Projects
Below is an overview of funding-awarded or co-funded projects to which I contribute(d). Together with the research areas, they provide an overview of the main recent and ongoing activities as a basis for potential ideas for collaboration.
Running
Greenhouse horticulture provides 10% of the firm power capacity that balances the Dutch the grid thanks to its combined heat-and-power (CHP) plants. However, the energy transition requires shifting from fossil CHPs to sources like geothermal and solar, turning horticulture from a flexible net electricity producer into an inflexible net electricity consumer.
Multi-Carrier Energy Hubs (MC-EHs), where many technologies and carriers integrate smartly, are a promising alternative. In SPROUT, we will design MC-EHs that benefit not only local greenhouse needs but also act as system buffers that support large-scale renewable integration and mitigate grid congestion. We do this together with the University of Leiden, Wageningen Research and University, as well as industrial partners Division Q, eFuelution, Resourcefully and Westland Infra. The project is funded by RVO via the MOOI funding.
'Modelling to Generate Alternatives' (MGA) is an increasingly popular method to provide more insightful and robust energy system planning. However, the latest advancements of MGA have often been embedded in specific modelling software, limiting reuse.
The project aims to streamline MGA's use. First, by developing a plug-and-play MGA Python package that can be coupled with many widespread software. Second, by providing an interactive dashboard to explore MGA outputs regardless of their origin and discover powerful insights. The project is partly funded by the TU Delf Climate Action Programme.
RAMP is an open-source software suite for the stochastic simulation of any user-driven energy demand time series based on few simple inputs. The project aims to provide synthetic data wherever metered data does not exist, such as when designing systems in newly-built or remote urban areas or when looking at future electric-vehicle fleets.

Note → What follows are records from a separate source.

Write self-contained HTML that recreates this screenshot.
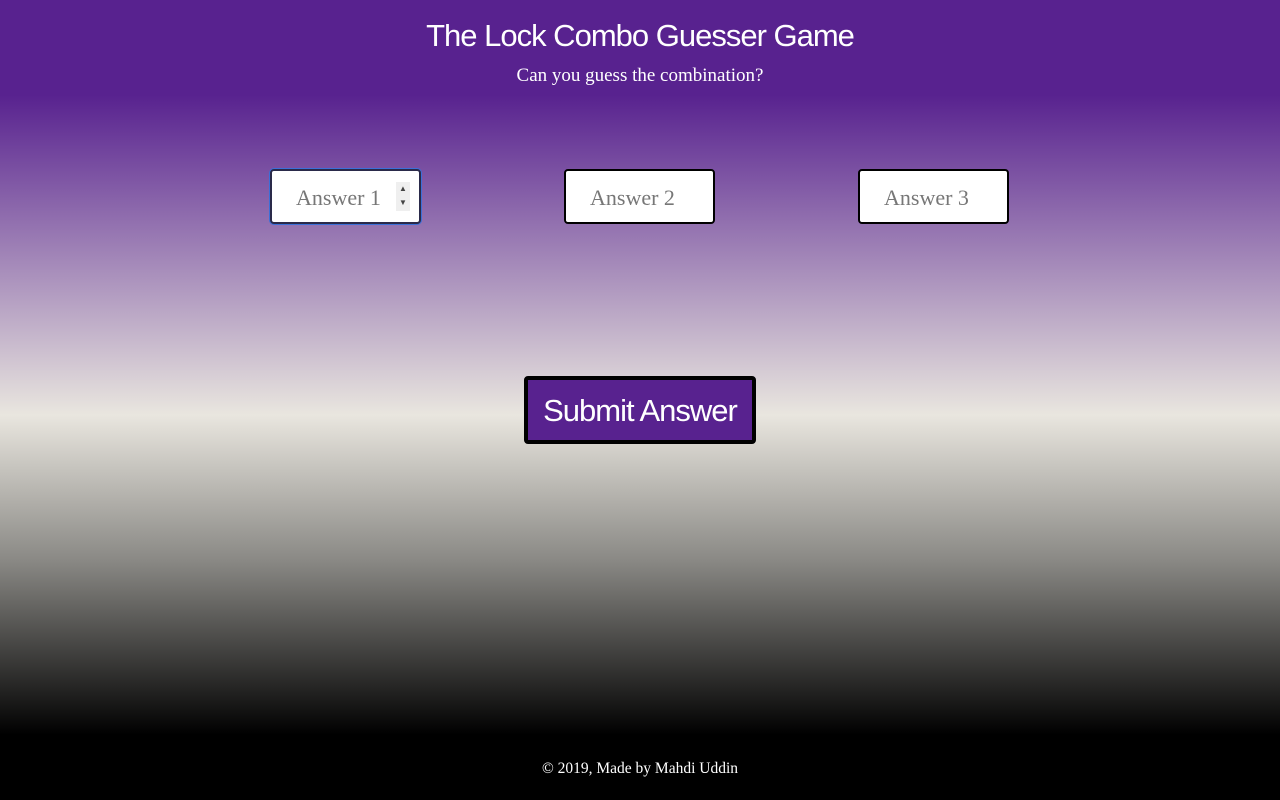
<!DOCTYPE html>
<html><head><meta charset="utf-8"><style>
html,body{margin:0;height:800px;overflow:hidden}
body{background:linear-gradient(to bottom,#58228f 0px,#58228f 95px,#e9e6df 415px,#8a8985 560px,#000 735px,#000 800px);position:relative;font-family:"Liberation Serif",serif}
h1{position:absolute;top:18px;left:0;width:1280px;text-align:center;margin:0;color:#fff;font-family:"Liberation Sans",sans-serif;font-weight:normal;font-size:31px;letter-spacing:-1px}
.sub{position:absolute;top:65px;left:0;width:1280px;text-align:center;color:#fff;font-size:19px}
.in{position:absolute;top:169px;width:147px;height:51px;background:#fff;border:2px solid #000;border-radius:4px;box-sizing:content-box}
.in span{position:absolute;left:24px;top:14px;font-size:22px;color:#777}
.sp{position:absolute;left:124px;top:11px;width:14px;height:29px;background:#efefef;font-size:8px;color:#444;text-align:center;line-height:14px}
.btn{position:absolute;left:524px;top:376px;width:224px;height:60px;background:#58228f;border:4px solid #000;border-radius:4px;color:#fff;font-family:"Liberation Sans",sans-serif;font-size:31px;text-align:center;line-height:62px;letter-spacing:-1px}
.ft{position:absolute;top:760px;left:0;width:1280px;text-align:center;color:#fff;font-size:15.5px}
</style></head><body>
<h1>The Lock Combo Guesser Game</h1>
<div class="sub">Can you guess the combination?</div>
<div class="in" style="left:270px;border-color:#2a2a4a;box-shadow:0 0 0 1px #3b6fd8"><span>Answer 1</span><div class="sp">▲<br>▼</div></div>
<div class="in" style="left:564px"><span>Answer 2</span></div>
<div class="in" style="left:858px"><span>Answer 3</span></div>
<div class="btn">Submit Answer</div>
<div class="ft">© 2019, Made by Mahdi Uddin</div>
</body></html>
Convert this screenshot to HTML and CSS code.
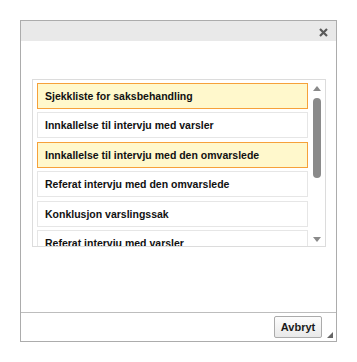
FILE: index.html
```html
<!DOCTYPE html>
<html lang="no">
<head>
    <meta charset="UTF-8">
    <title>Velg mal</title>
    <link rel="stylesheet" href="styles.css">
</head>
<body>
    <div class="dialog">
        <!-- Title bar -->
        <div class="titlebar">
            <svg class="close-btn" width="9" height="9" viewBox="0 0 9 9">
                <path d="M1 1L8 8M8 1L1 8" stroke="#5a5a5a" stroke-width="2.2"/>
            </svg>
        </div>

        <!-- Body with template list -->
        <div class="dialog-body">
            <div class="listbox">
                <div class="list">
                    <div class="list-item selected">Sjekkliste for saksbehandling</div>
                    <div class="list-item">Innkallelse til intervju med varsler</div>
                    <div class="list-item selected">Innkallelse til intervju med den omvarslede</div>
                    <div class="list-item">Referat intervju med den omvarslede</div>
                    <div class="list-item">Konklusjon varslingssak</div>
                    <div class="list-item">Referat intervju med varsler</div>
                </div>
                <div class="scrollbar">
                    <span class="arrow up"></span>
                    <span class="thumb"></span>
                    <span class="track"></span>
                    <span class="arrow down"></span>
                </div>
            </div>
        </div>

        <!-- Footer -->
        <div class="footer">
            <button class="cancel-btn">Avbryt</button>
            <span class="grip"></span>
        </div>
    </div>
</body>
</html>
```

FILE: styles.css
```css
/* General */
body {
    margin: 0;
    padding: 20px 0 0 20px;
    background: #fff;
    font-family: 'Liberation Sans', Arial, sans-serif;
    font-size: 11px;
    color: #111;
}

/* Dialog frame */
.dialog {
    width: 315px;
    height: 320px;
    border: 1px solid #acacac;
    display: flex;
    flex-direction: column;
    background: #fff;
}

.titlebar {
    height: 20px;
    background: #e9e9e9;
    display: flex;
    align-items: center;
    justify-content: flex-end;
    padding-right: 8px;
}

.close-btn {
    margin-top: 2px;
}

.dialog-body {
    flex: 1;
    padding: 38px 10px 0 11px;
}

/* List box */
.listbox {
    height: 166px;
    border: 1px solid #dcdcdc;
    display: flex;
}

.list {
    flex: 1;
    overflow: hidden;
    padding: 3px 0 0 4px;
    display: flex;
    flex-direction: column;
    gap: 3.4px;
}

.list-item {
    flex: none;
    height: 24px;
    line-height: 24px;
    padding-left: 7px;
    border: 1px solid #e6e6e6;
    font-size: 10.5px;
    font-weight: bold;
    white-space: nowrap;
}

.list-item.selected {
    background: #fff8cc;
    border-color: #f6a13a;
}

/* Scrollbar */
.scrollbar {
    width: 17px;
    display: flex;
    flex-direction: column;
    align-items: center;
    padding: 6px 0 4px;
}

.arrow {
    width: 0;
    height: 0;
    border-left: 4px solid transparent;
    border-right: 4px solid transparent;
}

.arrow.up {
    border-bottom: 5px solid #8a8a8a;
}

.arrow.down {
    border-top: 5px solid #8a8a8a;
}

.thumb {
    width: 8px;
    height: 80px;
    margin-top: 7px;
    border-radius: 4px;
    background: #8a8a8a;
}

.track {
    flex: 1;
}

/* Footer */
.footer {
    height: 28px;
    border-top: 1px solid #bdbdbd;
    display: flex;
    align-items: center;
    justify-content: flex-end;
    padding-right: 3px;
    gap: 5px;
}

.cancel-btn {
    width: 48px;
    height: 22px;
    margin-bottom: 1px;
    border: 1px solid #ababab;
    border-radius: 2px;
    background: linear-gradient(#fdfdfd, #e9e9e9);
    font-family: 'Liberation Sans', Arial, sans-serif;
    font-size: 11px;
    font-weight: bold;
    color: #1a1a1a;
    padding: 0;
}

.grip {
    align-self: flex-end;
    margin-bottom: 3px;
    width: 0;
    height: 0;
    border-left: 6px solid transparent;
    border-bottom: 6px solid #666;
}
```
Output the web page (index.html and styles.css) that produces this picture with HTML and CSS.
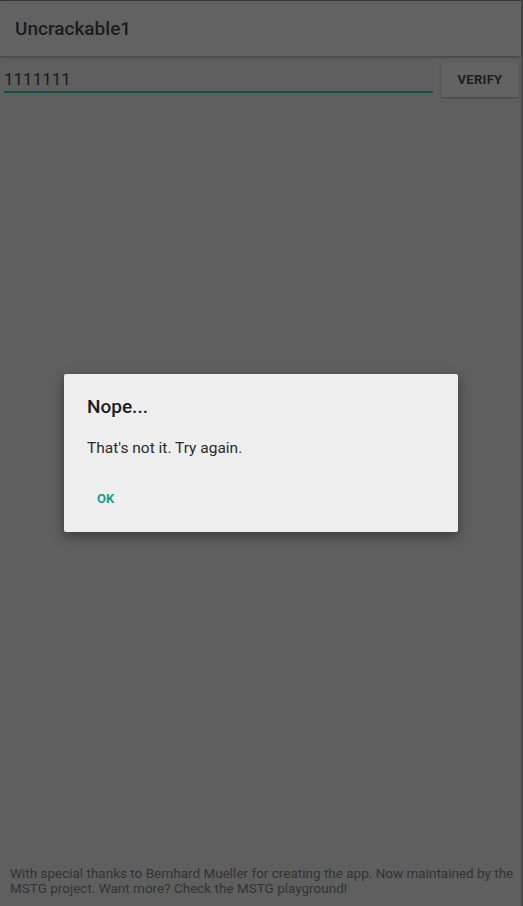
FILE: index.html
```html
<!DOCTYPE html>
<html lang="en">
  <head>
    <meta charset="UTF-8" />
    <title>Uncrackable1</title>
    <link rel="stylesheet" href="styles.css">
  </head>
  <body>
    <div class="screen">
      <div class="toolbar">Uncrackable1</div>

      <div class="form-row">
        <div class="field">1111111</div>
        <button class="verify-btn">VERIFY</button>
      </div>

      <div class="content"></div>

      <p class="footer">
        With special thanks to Bernhard Mueller for creating the app. Now maintained by the
        MSTG project. Want more? Check the MSTG playground!
      </p>

      <!-- dialog -->
      <div class="dialog">
        <h3>Nope...</h3>
        <p>That's not it. Try again.</p>
        <div class="dialog-actions">
          <button class="ok-btn">OK</button>
        </div>
      </div>
    </div>
  </body>
</html>
```

FILE: styles.css
```css
body {
  margin: 0;
  font-family: Roboto, 'Noto Sans', sans-serif;
  background-color: #5f5f5f;
}

.screen {
  position: relative;
  width: 523px;
  height: 906px;
  display: flex;
  flex-direction: column;
  background-color: #5f5f5f;
  border-top: 1px solid #3c3c3c;
  border-right: 2px solid #4a4a4a;
  box-sizing: border-box;
}

.toolbar {
  height: 55px;
  display: flex;
  align-items: center;
  padding-left: 15px;
  font-size: 19px;
  font-weight: 500;
  color: #1c1c1c;
  background-color: #626262;
  box-shadow: 0 1px 3px rgba(0, 0, 0, 0.35);
  box-sizing: border-box;
}

.form-row {
  display: flex;
  align-items: flex-start;
  padding: 6px 2px 0 4px;
  gap: 8px;
}

.field {
  flex: 1;
  height: 26px;
  margin-top: 5px;
  font-size: 17px;
  line-height: 24px;
  color: #1a1a1a;
  border-bottom: 2px solid #0d5248;
  box-sizing: border-box;
}

.verify-btn {
  width: 78px;
  height: 35px;
  border: none;
  border-radius: 2px;
  background-color: #636363;
  box-shadow: 0 1px 2px rgba(0, 0, 0, 0.3);
  font-family: Roboto, sans-serif;
  font-size: 13px;
  font-weight: 700;
  letter-spacing: 0.3px;
  color: #1e1e1e;
}

.content {
  flex: 1;
}

.footer {
  margin: 0 0 10px 10px;
  padding-right: 4px;
  font-size: 13.5px;
  line-height: 15px;
  color: #333333;
}

.dialog {
  position: absolute;
  top: 373px;
  left: 64px;
  width: 394px;
  height: 158px;
  background-color: #eeeeee;
  border-radius: 2px;
  box-shadow: 0 4px 12px rgba(0, 0, 0, 0.4);
  padding: 21px 24px 0 23px;
  box-sizing: border-box;
}

.dialog h3 {
  margin: 0;
  font-size: 19px;
  font-weight: 500;
  color: #1d1d1d;
}

.dialog p {
  margin: 21px 0 0;
  font-size: 15.5px;
  color: #2a2a2a;
}

.dialog-actions {
  margin-top: 31px;
}

.ok-btn {
  border: none;
  background: none;
  padding: 0 0 0 10px;
  font-family: Roboto, sans-serif;
  font-size: 13px;
  font-weight: 700;
  color: #1a9e8c;
}
```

Born as a small self-managed project, RAMP is now a joint software development effort co-funded by many institutions: Reiner Lemoine Institut, VITO, University of Liège and Universidad Mayor de San Simón.
Concluded
In the SEEDS project, we built a co-creative, multi-model workflow that integrates human preferences into the generation of carbon-neutral energy system design options while accurately modelling the relevant technical, economic and environmental constraints. The cornerstone of the modelling workflow was a novel, human-in-the-loop version of MGA.
We did this in a consortium of four institutions for the case of Portugal, together with a broad range of stakeholders ranging from citizen associations to energy cooperatives, system operators and policymakers. The project was funded by CHIST-ERA.
Wind power still faces low success in Switzerland, suffering from lower productivity than in neighbouring countries and local resistance. This project, funded by the Swiss Federal Office of Energy, aimed to identify hundreds of different technically and economically feasible spatial configurations for Swiss wind deployment, generated via MGA.
We quantified the trade-offs between alternative ways of distributing wind power across the country regarding social acceptability, grid stability benefits, and resilience across different weather conditions. The results clarified the possible role of wind power in a rapidly decarbonising Switzerland, with direct relevance to policy and planning.
JustWind4All aimed to support the acceleration of on- and offshore wind energy, including emerging wind technologies like airborne and floating, by using a trans-disciplinary multi-method research design. It combined socio-environmental impact assessment, techno-economic modelling, multi-scale approximate computing, participatory processes, living labs and more to support decision-making, focusing on energy justice and social innovation. The project was funded by the EU's Horizon programme.